けれど、そういう夫は何か人の役に立つ事をしてきたんだろう…と、その一点だけは信じ切れる。だからこそ問わず、聞く必要もない。
時が来れば、知るべき時に知る。
その時まで夫を信じるのみ。
これが日本の武人の妻なのでしょうか。
その信頼がなければ根本中将も生きては帰れず、また3年も黙って夫を待てはしません。
あの戦後の混乱に何万人もの命を救い、台湾一千万の命を救い。
しかし一切の功績を誇る事も、報償を受け取る事もしませんでした。
其ればかりか何も語らず、一介の国民として戦後を生き昭和41年、遂に何も語ることなく永眠されました。

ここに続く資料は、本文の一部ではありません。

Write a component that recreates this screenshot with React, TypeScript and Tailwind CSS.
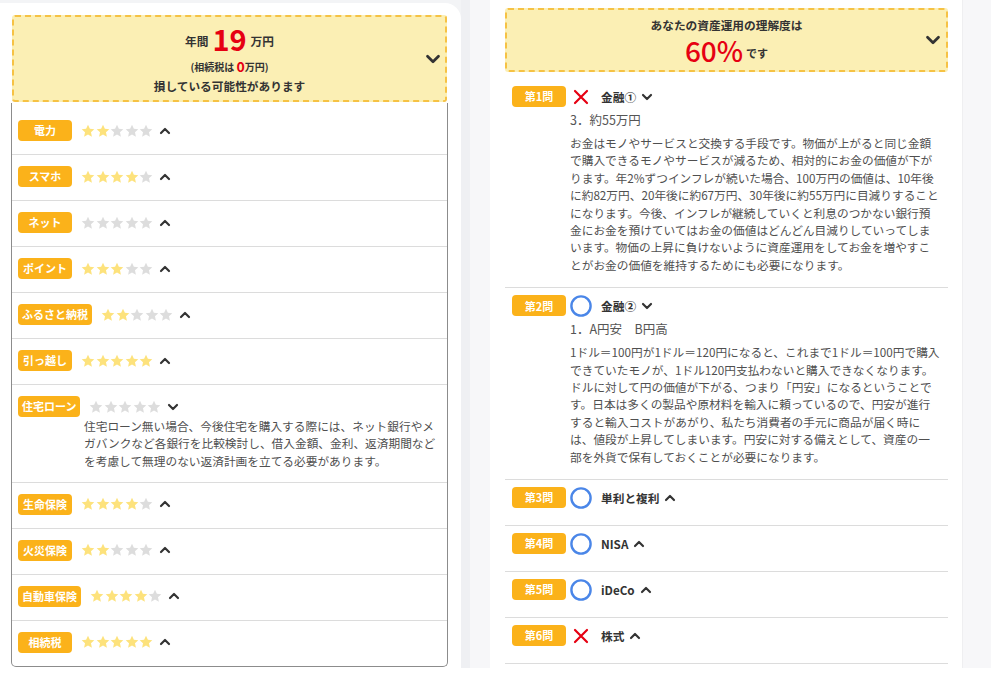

そして、冒頭に申した「最近」と言う意味は、台湾での功績です。
公式記録は一切なく、本人も話しをしていない為に誰も知らなかった。
しかし2008年遂にその事実が明らかになりました。
ご本人は結局、一切を語ることなく亡くなり何十年と経過して明らかになりました。
我々日本人の先達です。
我が国の本当の鍛え上げられた武人。
その精神を我々は後世に語り継がなければなりません。
本来の目的、本来の日本人の哲学である他者を生かす生き方が此処にあります。
我々後世はこの精神を引き継がなければなりません。
自分の為にだけ生きたとてそれは虚しさしか生みません。
誰かの役に立つ、誰かを喜ばせる、自分以外の他者を思う。
それが日本人であり、古事記にもある哲学であるからです。